Which starter?  The early with the mechanical plunger and the bushing in the bellhousing or the later with the enclosed nose?

Yeah, I have never gotten a definitive answer on warm (not hot) or cold for the retorque.  The studs do expand when warm, but so does the block.  After the first run up to temperature and cool down all of the stress should have been relieved and the the head gasket should have sealed.  I like to do it warm because I think it seals everything better.  Warm or cold it probably does not make much difference, but I do think it is wise to do the retorque.

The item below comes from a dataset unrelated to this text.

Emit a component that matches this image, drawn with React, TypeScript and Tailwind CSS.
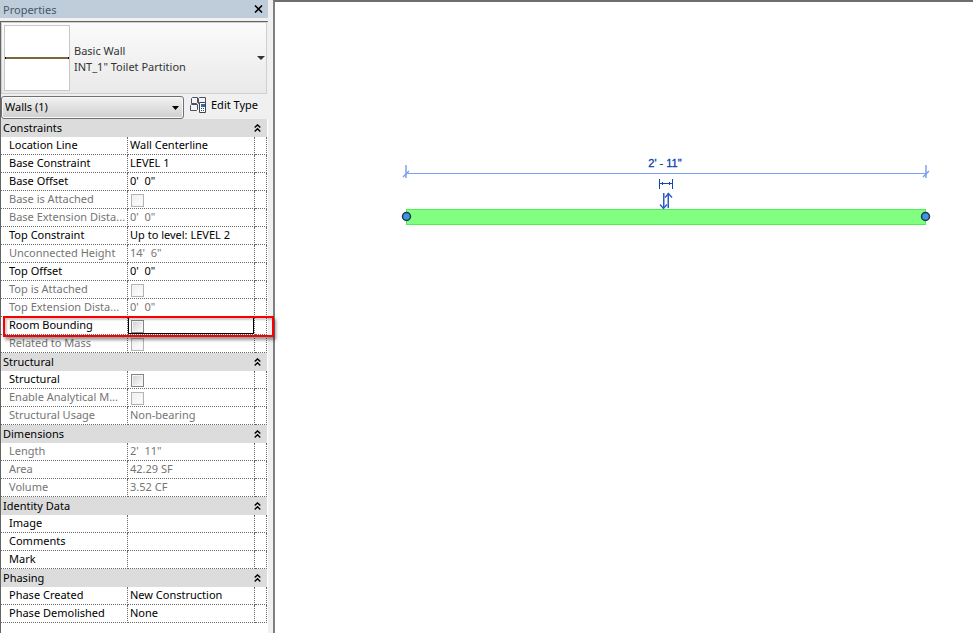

Electrical Systems / Re: Horn Rebuild?
« on: March 25, 2020, 09:03:56 PM »
What I would do (mostly because I am stubborn) is take that switch apart, then take a set of ignition points,  cut them up, file them down, then clean the surfaces really well and solder (or maybe even weld) them to the old parts.  Might work, might not, just an idea🤔.  Good luck!

What I did:  torque it cold, then run it up to operating temperature, then retoqued warm.  Then after driving a couple of times, checked the torque.  It is my feeling that with a relatively low torque, it couldn’t hurt.  BTW on the first retotque I gained a little tiny bit of a turn on most of the studs, nothing on the later check.  Not saying it was the right thing to do, just what I did.🤔

Yeah, I have the stock switch, so the parking lights go off when the headlights come on.  All that 8th wire on the 800 does is let the parking lights work individually.  I was really surprised to find that it gave me 4 way flashers.  Pretty cool for 50’s technology.

Electrical Systems / Re: starter noise, does the bendix stay engaged ?
« on: March 08, 2020, 04:03:56 PM »
Hey Tow Hook:  Here you go.  That is a “flow through drive” and locks in the extended position until the engine starts.  Looks like it is working the way it should.

As youall know by now I never do anything the easy way.  I needed some turn signals for my 3A, rears, no problem, I needed new taillights anyway, converting the front parking lights was another thing.  I wanted to keep the original sockets, and single filament bulbs.  Luckily my Jeep came with a Signal-stat 800 Sigflare switch.  A little research turned up a wiring diagram that showed that it was designed to convert a single filament parking light to signal light.  It was in poor shape, had to polish up all of the contacts and replace the indicator bulb socket and lens.  Then it was just a matter of choosing bulbs and a flasher.  Rear was easy, 6V dual filament incandescent were just fine.  For the fronts I took the idea from squidtone and grafted some Blazer 534AK6 LEDs onto a couple of #51 bases (you don’t need to do that as they are available on the internet).  For a flasher I went with a ELF33-6 LED unit.  Worked perfectly.  Now I not only have front signal/parking lights I have 4 way flashers too!  The Signalstat 800s are usually available on eBay.  Fun project!